Bethia’s centrality creates a further conundrum: as adulthood and propriety insist, inevitably, on a distance between Bethia and Caleb, the reader too loses her connection with Caleb. I wanted the novel to give me more of an understanding of Caleb; I wanted to get closer to him. This distance also affects the characterisation of Joel Iacoomis (based on an historical figure), who attended Harvard at the same time as Caleb. The relationship between these two men is crucial to the emotional arc of Caleb’s Crossing, yet Joel is so peripheral that we never come to know him.

There is no doubt that Brooks’s decision to write from a young woman’s point of view was made respectfully: this is not a novel that pretends it can take us where we cannot go – into the mind of an Indian boy born almost four hundred years ago. And while Brooks does not pretend to understand, or explain, what motivates Caleb, she deftly uses historical events, such as the smallpox epidemic that wiped out much of the Wampanoag tribe, to provide the dramatic context in which he makes decisions.

Indeed, there is so much fascinating history to enliven the novel: the fact that a woman of Bethia’s standing could be indentured as a servant to pay her brother’s debts; her receiving the lash for uttering the phrase ‘God damn you’. The politics of the Indian College speak to the kind of corruption that, no doubt, continues today – funds intended for the provision of a Christian education for natives are siphoned off to subsidise the education of more privileged white men.

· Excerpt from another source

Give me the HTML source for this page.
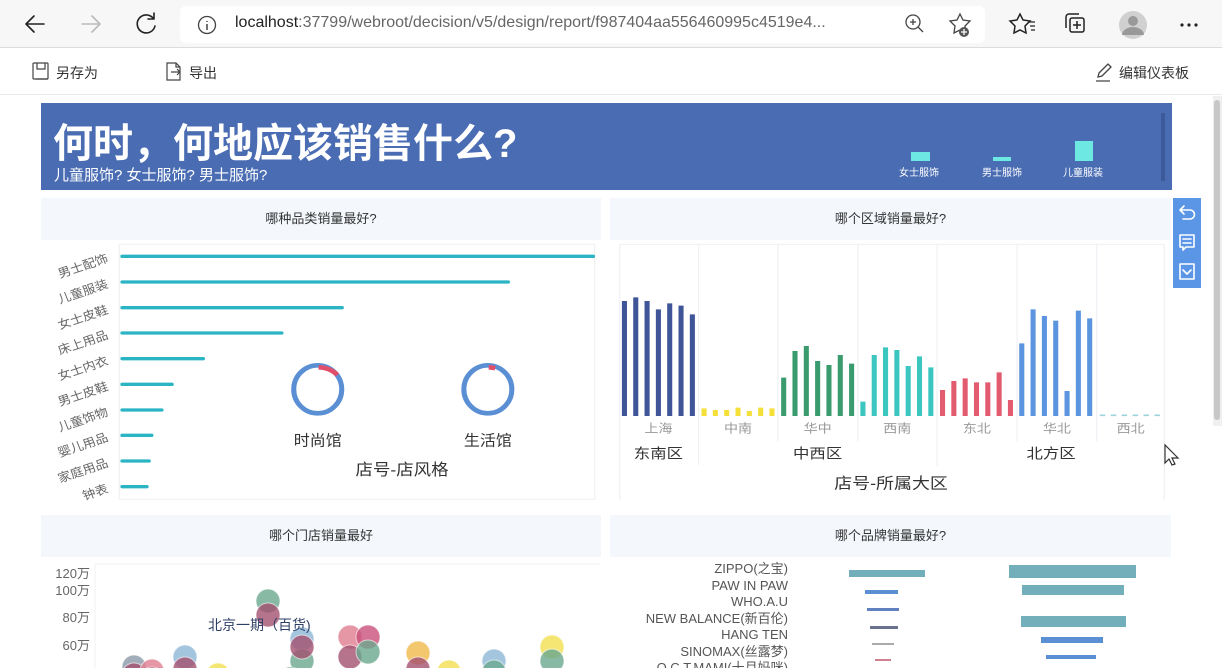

One of the greatest difficulties that Caleb’s Crossing must grapple with is that of hindsight. The reader knows that Tequamuck’s prophecies will come true. It is a novel to be read without hope, and Bethia and Caleb’s intimacy is barely able to be acknowledged; it is a friendship that endures, in silence, through the bleakest of times. Despite all this, Caleb’s Crossing – written with passion and depth – is infused with moments of joy. It is, in the end, a deeply moving novel.